I agree. I'm not on about tag soup or namespace-aware processing. What I
want to do is:
1) eliminate the need to resolve namespace prefixes
-- simplifies tools
-- reduces mistakes
-- avoids overhead
2) eliminates any need to preserve prefix/nsID pairs during roundtrip
processing of documents
"But a registry is overhead!" I hear you shouting. True, but namespace
prefix resolution mechanisms in tools are also overhead.

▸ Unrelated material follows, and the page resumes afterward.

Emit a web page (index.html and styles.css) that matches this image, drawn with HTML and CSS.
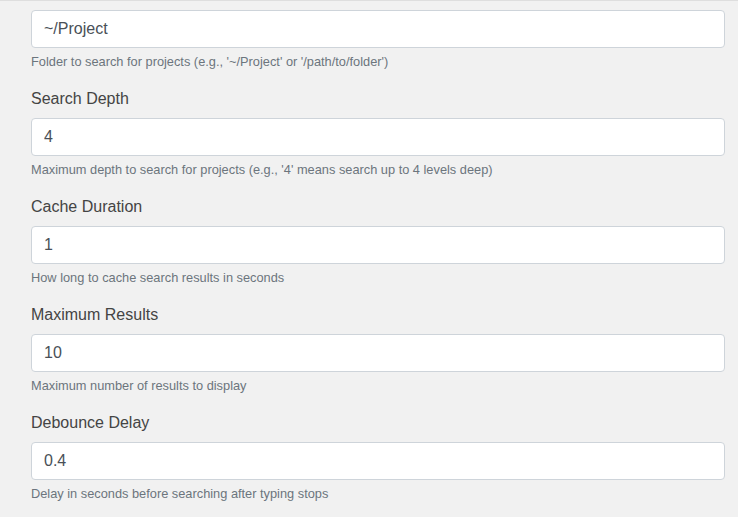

Now, I'm not going to say that the way namespaces are now is a damning
burden to bear, but if something's going to be foundational, then any
complexity at the base level risks being propagated upward through each
layer resting on top.
> If that's not true, you will have some form of
> convention/agreement in place
> that let's you know what to expect.... you'll know what a
> name:space is, and
> an html:p. In that case, the registry is largely superfluous,
> because if you
> and I have a convention to use foo: prefixes in our data
> interchange, why
> should we care if some other party uses it?

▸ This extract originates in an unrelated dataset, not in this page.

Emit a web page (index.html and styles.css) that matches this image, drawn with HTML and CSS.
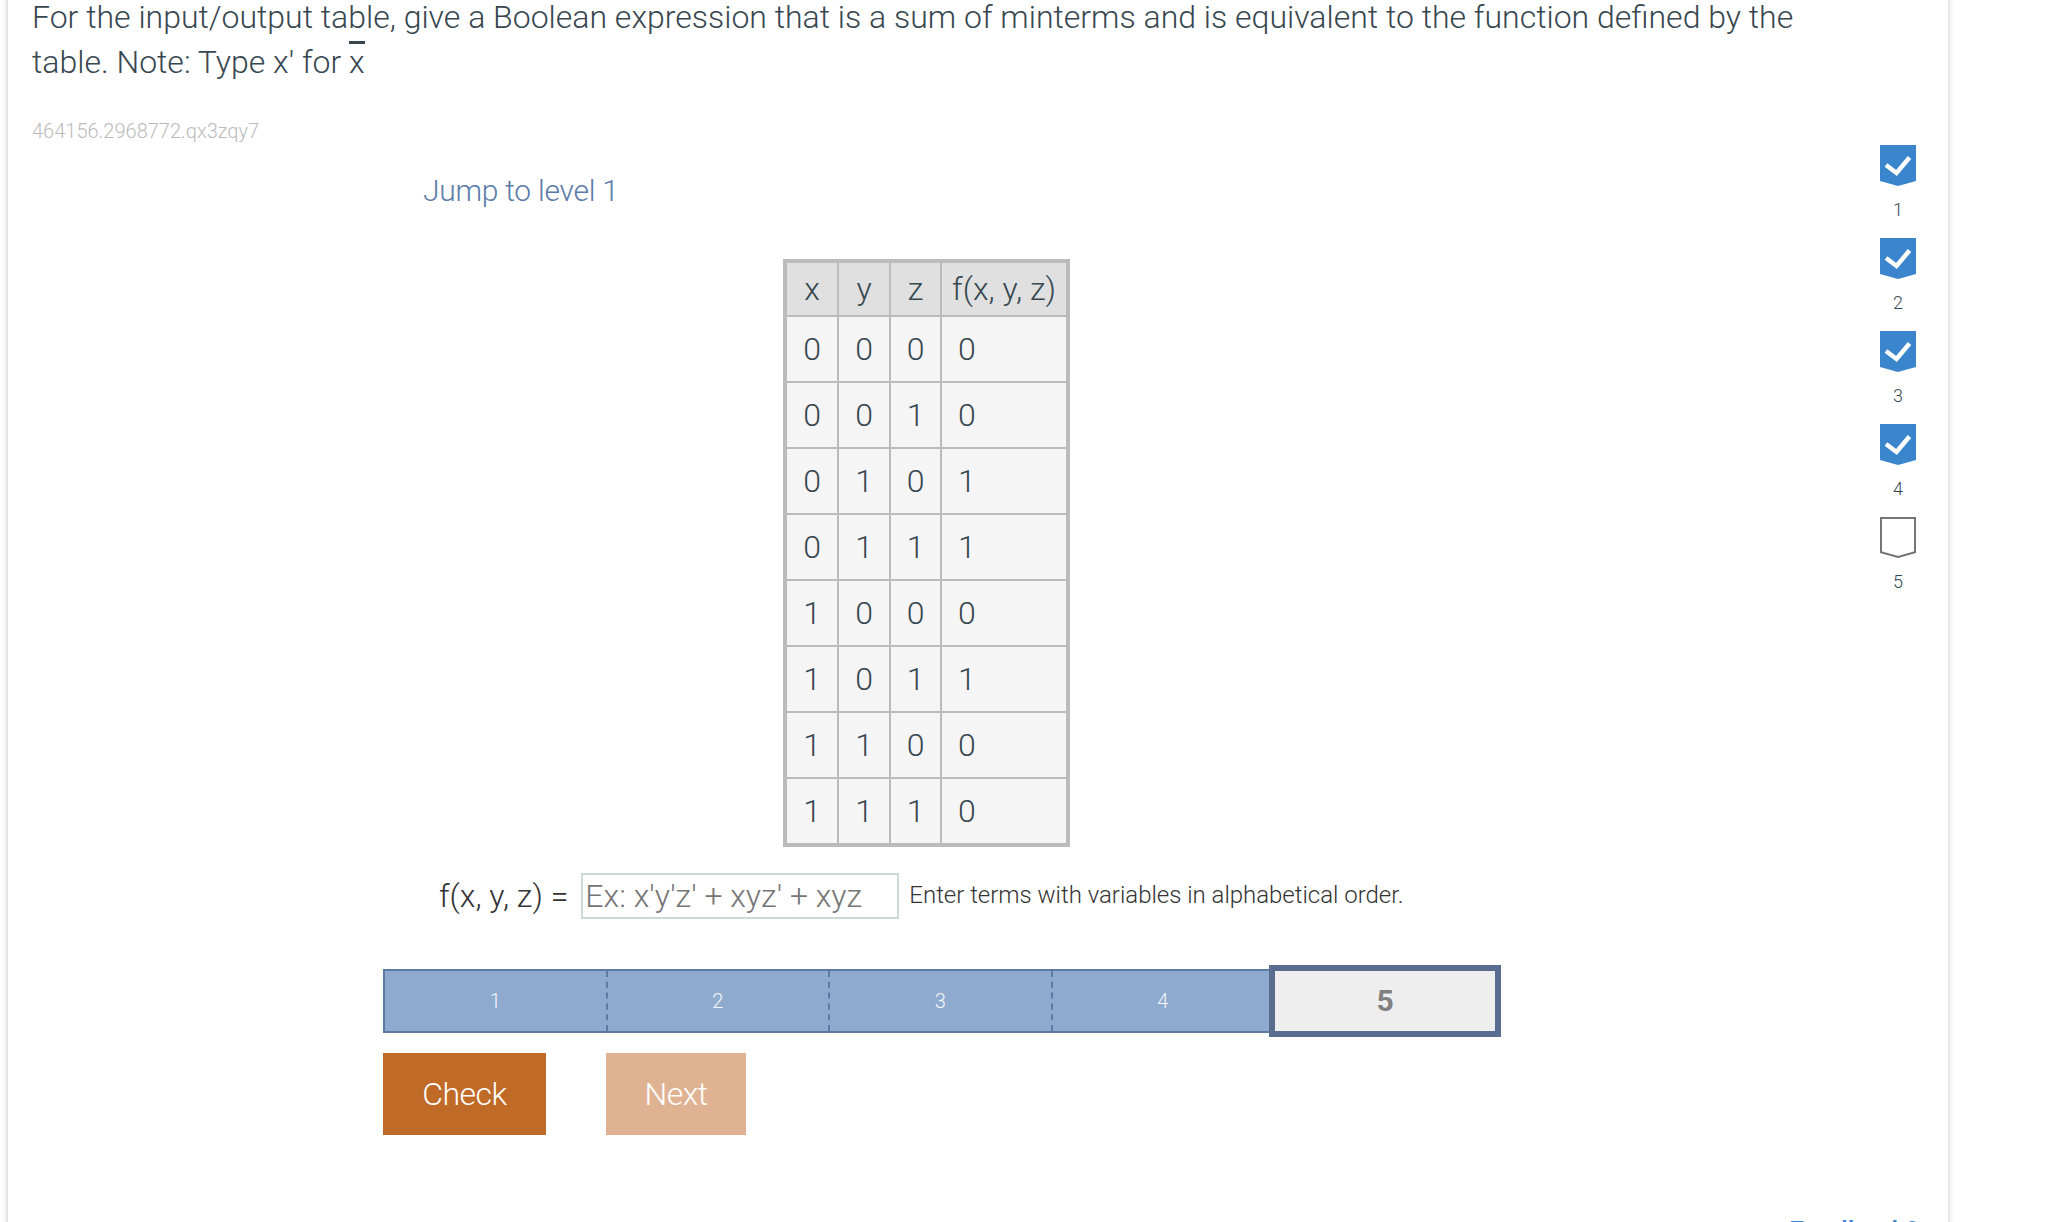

First of all, basing any logic on ns prefixes (as they exist now) is a risky
deal, convention or no.
Second of all, we do care (most of us anyway) about the associative
integrity of a namespace id. Think not? Most namespace ids are based on
URLs with domain names at their root. If you're running around adding
associations to namespace URLs starting with "http://www.microsoft.com", I
think you had better hope your associations don't become so prevalent that a
certains company's attorneys get wind of it. Nothing (but common sense)
prevents you from polluting the associative space of namespace ids rooted at
MS's web address, at least until you attain a certain level of notoriety.
> If we expect to
> deal with their
> data at some point, we might, but we might at that point also
> negotiate the
> use of a different prefix.
Again, even with convention, doing this with 'unregistered' prefixes is
risky business, IMO. But yes, it can be done.

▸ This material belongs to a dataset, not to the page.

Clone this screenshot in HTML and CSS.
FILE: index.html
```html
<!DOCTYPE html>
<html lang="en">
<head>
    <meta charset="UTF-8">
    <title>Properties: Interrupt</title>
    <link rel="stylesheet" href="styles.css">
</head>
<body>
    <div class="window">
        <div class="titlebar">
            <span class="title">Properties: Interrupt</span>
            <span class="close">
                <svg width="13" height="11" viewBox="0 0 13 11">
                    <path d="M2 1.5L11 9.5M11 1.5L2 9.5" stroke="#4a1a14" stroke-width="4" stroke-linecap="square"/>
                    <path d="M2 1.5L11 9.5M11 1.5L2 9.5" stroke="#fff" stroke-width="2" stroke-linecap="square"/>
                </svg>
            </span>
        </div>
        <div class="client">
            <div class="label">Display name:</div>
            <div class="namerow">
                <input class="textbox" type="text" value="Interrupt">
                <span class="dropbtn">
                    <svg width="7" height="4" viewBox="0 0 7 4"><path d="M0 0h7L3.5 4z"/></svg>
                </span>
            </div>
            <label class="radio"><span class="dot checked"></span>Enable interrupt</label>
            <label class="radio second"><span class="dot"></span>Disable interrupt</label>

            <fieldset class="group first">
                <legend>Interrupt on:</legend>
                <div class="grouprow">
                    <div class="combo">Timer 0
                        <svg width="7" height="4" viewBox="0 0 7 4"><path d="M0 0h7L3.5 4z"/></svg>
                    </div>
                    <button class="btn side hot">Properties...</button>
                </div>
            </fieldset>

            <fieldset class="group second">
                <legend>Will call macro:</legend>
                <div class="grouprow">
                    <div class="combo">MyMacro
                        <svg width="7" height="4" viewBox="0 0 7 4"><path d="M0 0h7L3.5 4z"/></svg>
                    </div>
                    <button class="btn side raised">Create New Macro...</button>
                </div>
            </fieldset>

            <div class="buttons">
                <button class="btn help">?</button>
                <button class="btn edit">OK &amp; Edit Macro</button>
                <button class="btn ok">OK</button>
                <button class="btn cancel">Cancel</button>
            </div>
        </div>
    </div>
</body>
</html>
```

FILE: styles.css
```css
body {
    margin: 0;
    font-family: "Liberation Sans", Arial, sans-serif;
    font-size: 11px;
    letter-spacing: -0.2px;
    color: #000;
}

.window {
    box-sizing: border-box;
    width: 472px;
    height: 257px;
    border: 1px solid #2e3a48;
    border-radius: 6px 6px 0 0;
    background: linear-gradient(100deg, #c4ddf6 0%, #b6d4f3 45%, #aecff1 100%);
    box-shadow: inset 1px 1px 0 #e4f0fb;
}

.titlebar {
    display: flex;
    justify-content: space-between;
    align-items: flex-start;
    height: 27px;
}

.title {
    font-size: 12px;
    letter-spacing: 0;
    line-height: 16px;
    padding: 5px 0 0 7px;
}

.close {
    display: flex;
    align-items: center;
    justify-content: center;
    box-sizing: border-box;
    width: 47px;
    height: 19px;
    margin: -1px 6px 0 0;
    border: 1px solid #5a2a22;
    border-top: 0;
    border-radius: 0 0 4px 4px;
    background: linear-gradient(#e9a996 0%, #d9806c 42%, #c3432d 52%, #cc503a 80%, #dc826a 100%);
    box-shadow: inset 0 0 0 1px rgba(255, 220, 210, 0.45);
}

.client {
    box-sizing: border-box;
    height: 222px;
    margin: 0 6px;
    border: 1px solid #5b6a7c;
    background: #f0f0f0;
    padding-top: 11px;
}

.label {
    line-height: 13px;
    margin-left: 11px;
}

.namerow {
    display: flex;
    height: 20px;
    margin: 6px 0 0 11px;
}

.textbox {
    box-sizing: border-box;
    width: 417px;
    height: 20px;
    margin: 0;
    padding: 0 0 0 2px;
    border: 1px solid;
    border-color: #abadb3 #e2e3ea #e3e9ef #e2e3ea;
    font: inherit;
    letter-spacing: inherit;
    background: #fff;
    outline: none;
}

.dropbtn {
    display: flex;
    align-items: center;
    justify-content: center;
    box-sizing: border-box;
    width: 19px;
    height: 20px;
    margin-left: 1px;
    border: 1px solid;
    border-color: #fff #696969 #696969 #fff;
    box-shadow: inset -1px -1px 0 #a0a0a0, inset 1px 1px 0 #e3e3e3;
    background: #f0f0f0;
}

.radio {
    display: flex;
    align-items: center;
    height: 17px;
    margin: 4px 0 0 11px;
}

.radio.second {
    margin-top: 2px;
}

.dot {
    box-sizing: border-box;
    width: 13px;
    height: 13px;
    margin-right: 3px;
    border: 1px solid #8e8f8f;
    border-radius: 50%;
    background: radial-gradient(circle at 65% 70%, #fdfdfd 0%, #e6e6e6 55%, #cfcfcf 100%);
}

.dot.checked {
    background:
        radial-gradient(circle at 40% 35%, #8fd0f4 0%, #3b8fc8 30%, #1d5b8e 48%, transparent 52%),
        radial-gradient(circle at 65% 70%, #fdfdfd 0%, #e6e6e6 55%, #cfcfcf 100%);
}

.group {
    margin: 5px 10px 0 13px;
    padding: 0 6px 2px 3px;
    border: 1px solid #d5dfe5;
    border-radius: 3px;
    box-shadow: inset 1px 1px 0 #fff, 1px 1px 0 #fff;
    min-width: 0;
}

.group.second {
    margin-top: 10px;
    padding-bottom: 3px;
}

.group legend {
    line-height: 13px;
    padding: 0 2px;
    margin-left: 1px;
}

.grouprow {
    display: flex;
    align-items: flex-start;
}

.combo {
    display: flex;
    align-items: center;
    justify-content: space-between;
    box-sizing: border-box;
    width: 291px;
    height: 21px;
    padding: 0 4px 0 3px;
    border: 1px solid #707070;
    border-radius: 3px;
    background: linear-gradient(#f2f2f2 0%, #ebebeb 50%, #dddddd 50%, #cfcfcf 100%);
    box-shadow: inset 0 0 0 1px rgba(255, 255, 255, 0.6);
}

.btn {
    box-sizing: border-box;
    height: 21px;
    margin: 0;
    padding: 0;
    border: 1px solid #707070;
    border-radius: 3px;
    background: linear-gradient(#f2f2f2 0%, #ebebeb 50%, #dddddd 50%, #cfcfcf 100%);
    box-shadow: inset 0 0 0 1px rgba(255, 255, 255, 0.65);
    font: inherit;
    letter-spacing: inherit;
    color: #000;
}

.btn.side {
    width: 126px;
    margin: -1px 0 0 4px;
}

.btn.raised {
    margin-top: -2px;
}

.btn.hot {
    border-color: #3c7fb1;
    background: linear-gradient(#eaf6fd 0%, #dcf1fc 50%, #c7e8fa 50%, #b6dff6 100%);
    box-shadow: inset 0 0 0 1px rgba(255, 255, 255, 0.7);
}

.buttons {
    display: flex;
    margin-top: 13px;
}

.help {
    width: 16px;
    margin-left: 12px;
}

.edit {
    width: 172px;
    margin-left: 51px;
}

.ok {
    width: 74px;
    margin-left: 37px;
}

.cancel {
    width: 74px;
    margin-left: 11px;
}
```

> For vocabularies that people *do* care enough about to
> standardize, there are
> already registration vehicles in place.
Like OASIS? I suppose.
> > Just to hammer this nail one more time: there's no need to
> 'consult' the
> > registry.
> Your registry is
> really just for
> humans to use?
I think that's a good way to put it, although I wouldn't rule out things
like a basic lookup/dump web service.
>That might help people who write standards.
Merely recommending, my friend. Merely recommending.